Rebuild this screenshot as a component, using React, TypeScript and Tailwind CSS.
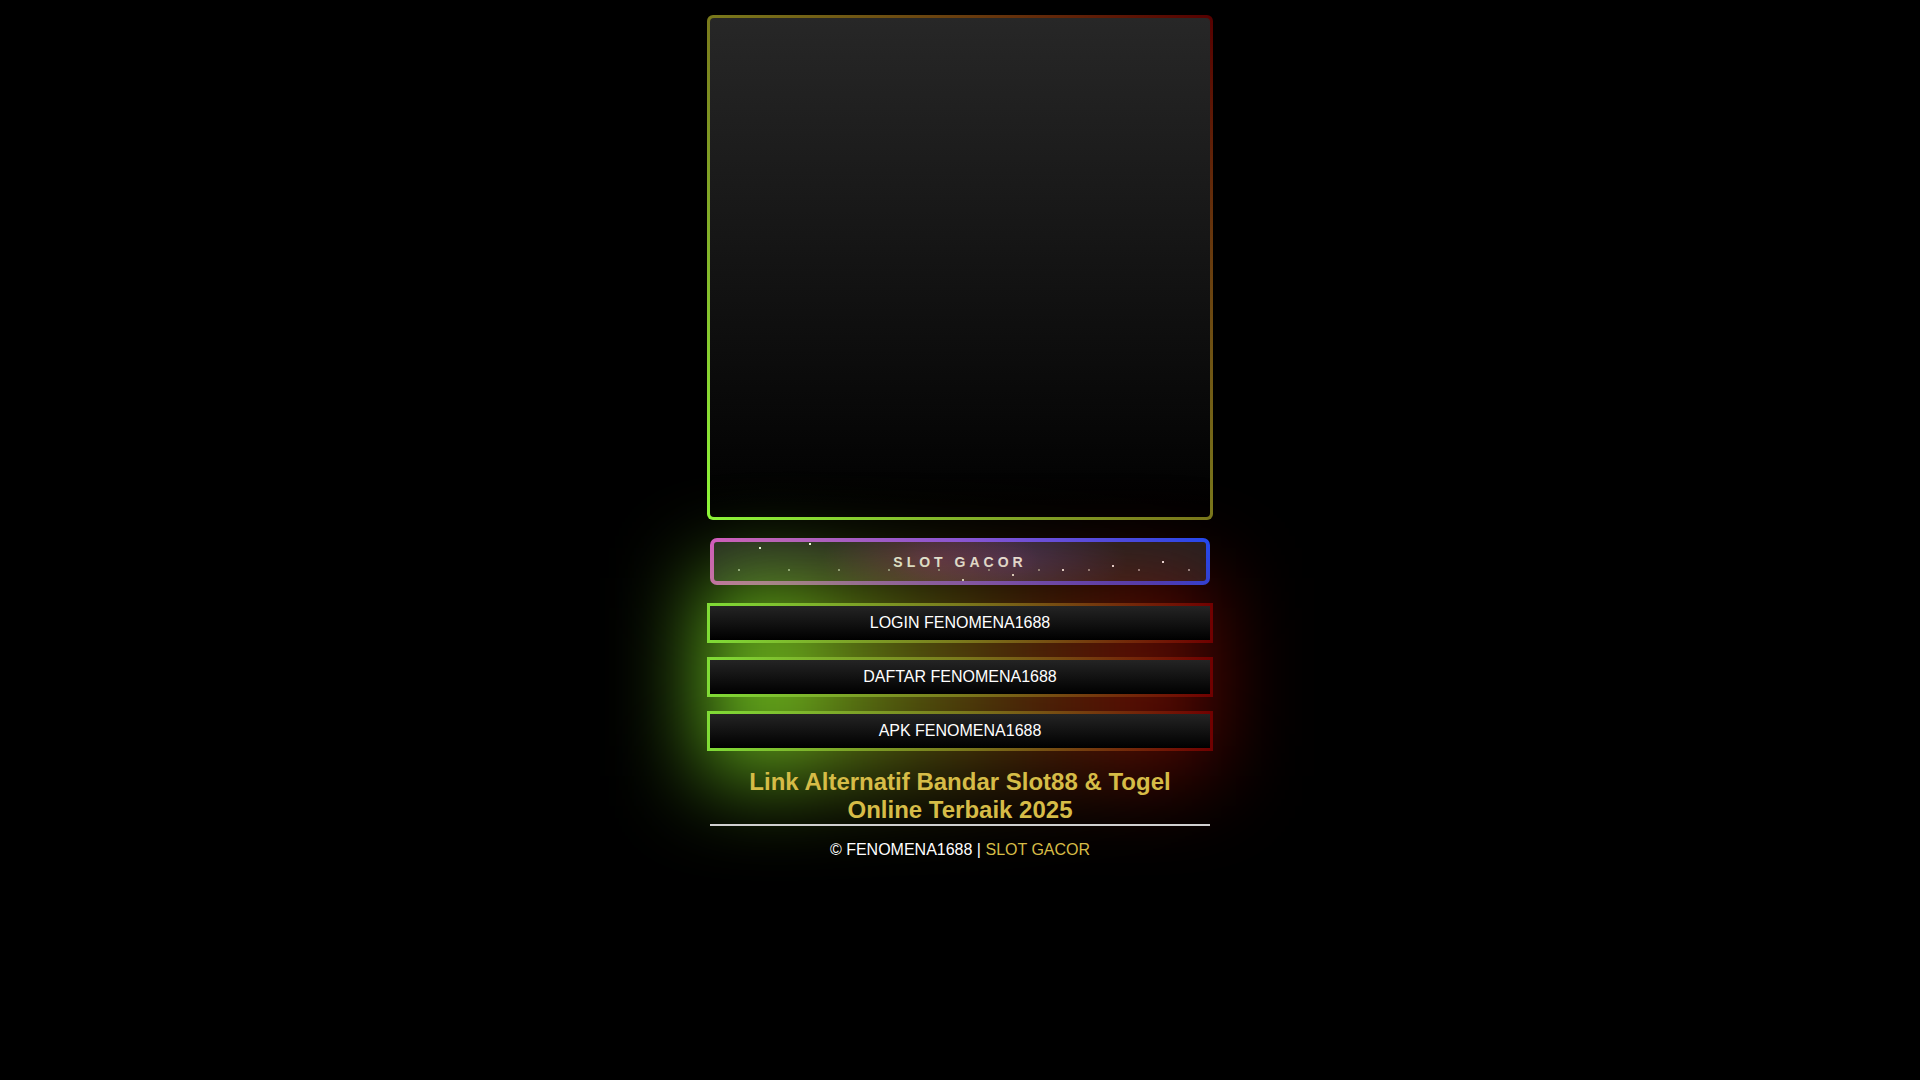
const greyDots = [0, 1, 2, 3, 4, 5, 6, 7, 8, 9];

const stars = [
  { x: 45, y: 5 },
  { x: 95, y: 1 },
  { x: 248, y: 37 },
  { x: 298, y: 32 },
  { x: 348, y: 27 },
  { x: 398, y: 23 },
  { x: 448, y: 19 },
];

const links = ["LOGIN FENOMENA1688", "DAFTAR FENOMENA1688", "APK FENOMENA1688"];

export default function App() {
  return (
    <main className="min-h-screen bg-black font-['Liberation_Sans',Arial,sans-serif] text-white">
      <div className="mx-auto flex w-[506px] flex-col pt-[15px]">
        {/* banner card */}
        <div className="h-[505px] rounded-[6px] bg-[linear-gradient(to_top_right,#8ef83a,#7a7a1c_50%,#560000)] p-[3px]">
          <div className="h-full rounded-[4px] bg-[linear-gradient(to_bottom,#272727,#000)]" />
        </div>

        {/* slot gacor strip */}
        <div className="mx-[3px] mt-[18px] h-[47px] rounded-[7px] bg-[linear-gradient(90deg,#d84fc9,#8e55ee_50%,#1c4dff)] p-[4px]">
          <div className="relative flex h-full items-center justify-center overflow-hidden rounded-[3px] bg-[#222] bg-[radial-gradient(ellipse_22%_130%_at_44%_50%,rgba(150,45,110,0.45),transparent),radial-gradient(ellipse_24%_130%_at_60%_50%,rgba(105,65,175,0.4),transparent)]">
            {greyDots.map((i) => (
              <span
                key={i}
                className="absolute top-[27px] h-[1.5px] w-[1.5px] bg-[#9a9a9a]"
                style={{ left: 24 + i * 50 }}
              />
            ))}
            {stars.map((s, i) => (
              <span
                key={i}
                className="absolute h-[2px] w-[2px] bg-white"
                style={{ left: s.x, top: s.y }}
              />
            ))}
            <span className="relative pt-[2px] text-[14px] font-bold tracking-[4px] text-white">
              SLOT GACOR
            </span>
          </div>
        </div>

        {/* link buttons */}
        <div className="relative mt-[18px]">
          <div className="absolute inset-x-0 -inset-y-[25px] bg-[linear-gradient(90deg,rgba(130,245,40,0.9),rgba(115,130,20,0.7)_35%,rgba(125,55,10,0.6)_65%,rgba(150,0,0,0.65))] blur-[45px]" />
          <div className="relative flex flex-col gap-[14px]">
            {links.map((label) => (
              <a
                key={label}
                href="#"
                className="block h-[40px] bg-[linear-gradient(90deg,#80dc36,#7a7a1c_50%,#700000)] p-[3px]"
              >
                <span className="flex h-full items-center justify-center bg-[linear-gradient(to_bottom,#242424,#000)] text-[16px] text-white">
                  {label}
                </span>
              </a>
            ))}
          </div>
        </div>

        <h1 className="relative mx-[3px] mt-[17px] text-center text-[24px] font-bold leading-[28px] text-[#d6bc47]">
          Link Alternatif Bandar Slot88 &amp; Togel Online Terbaik 2025
        </h1>
        <hr className="relative mx-[3px] border-0 border-t-2 border-[#d0d0d0]" />

        <footer className="relative mt-[12px] text-center text-[16px] text-white">
          © FENOMENA1688 | <a href="#" className="text-[#d6bc47]">SLOT GACOR</a>
        </footer>
      </div>
    </main>
  );
}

====

- [The task]: Images should not appear in the copy; retype the listing above exactly.

- [Completed exercise]:
Rebuild this screenshot as a component, using React, TypeScript and Tailwind CSS.
const greyDots = [0, 1, 2, 3, 4, 5, 6, 7, 8, 9];

const stars = [
  { x: 45, y: 5 },
  { x: 95, y: 1 },
  { x: 248, y: 37 },
  { x: 298, y: 32 },
  { x: 348, y: 27 },
  { x: 398, y: 23 },
  { x: 448, y: 19 },
];

const links = ["LOGIN FENOMENA1688", "DAFTAR FENOMENA1688", "APK FENOMENA1688"];

export default function App() {
  return (
    <main className="min-h-screen bg-black font-['Liberation_Sans',Arial,sans-serif] text-white">
      <div className="mx-auto flex w-[506px] flex-col pt-[15px]">
        {/* banner card */}
        <div className="h-[505px] rounded-[6px] bg-[linear-gradient(to_top_right,#8ef83a,#7a7a1c_50%,#560000)] p-[3px]">
          <div className="h-full rounded-[4px] bg-[linear-gradient(to_bottom,#272727,#000)]" />
        </div>

        {/* slot gacor strip */}
        <div className="mx-[3px] mt-[18px] h-[47px] rounded-[7px] bg-[linear-gradient(90deg,#d84fc9,#8e55ee_50%,#1c4dff)] p-[4px]">
          <div className="relative flex h-full items-center justify-center overflow-hidden rounded-[3px] bg-[#222] bg-[radial-gradient(ellipse_22%_130%_at_44%_50%,rgba(150,45,110,0.45),transparent),radial-gradient(ellipse_24%_130%_at_60%_50%,rgba(105,65,175,0.4),transparent)]">
            {greyDots.map((i) => (
              <span
                key={i}
                className="absolute top-[27px] h-[1.5px] w-[1.5px] bg-[#9a9a9a]"
                style={{ left: 24 + i * 50 }}
              />
            ))}
            {stars.map((s, i) => (
              <span
                key={i}
                className="absolute h-[2px] w-[2px] bg-white"
                style={{ left: s.x, top: s.y }}
              />
            ))}
            <span className="relative pt-[2px] text-[14px] font-bold tracking-[4px] text-white">
              SLOT GACOR
            </span>
          </div>
        </div>

        {/* link buttons */}
        <div className="relative mt-[18px]">
          <div className="absolute inset-x-0 -inset-y-[25px] bg-[linear-gradient(90deg,rgba(130,245,40,0.9),rgba(115,130,20,0.7)_35%,rgba(125,55,10,0.6)_65%,rgba(150,0,0,0.65))] blur-[45px]" />
          <div className="relative flex flex-col gap-[14px]">
            {links.map((label) => (
              <a
                key={label}
                href="#"
                className="block h-[40px] bg-[linear-gradient(90deg,#80dc36,#7a7a1c_50%,#700000)] p-[3px]"
              >
                <span className="flex h-full items-center justify-center bg-[linear-gradient(to_bottom,#242424,#000)] text-[16px] text-white">
                  {label}
                </span>
              </a>
            ))}
          </div>
        </div>

        <h1 className="relative mx-[3px] mt-[17px] text-center text-[24px] font-bold leading-[28px] text-[#d6bc47]">
          Link Alternatif Bandar Slot88 &amp; Togel Online Terbaik 2025
        </h1>
        <hr className="relative mx-[3px] border-0 border-t-2 border-[#d0d0d0]" />

        <footer className="relative mt-[12px] text-center text-[16px] text-white">
          © FENOMENA1688 | <a href="#" className="text-[#d6bc47]">SLOT GACOR</a>
        </footer>
      </div>
    </main>
  );
}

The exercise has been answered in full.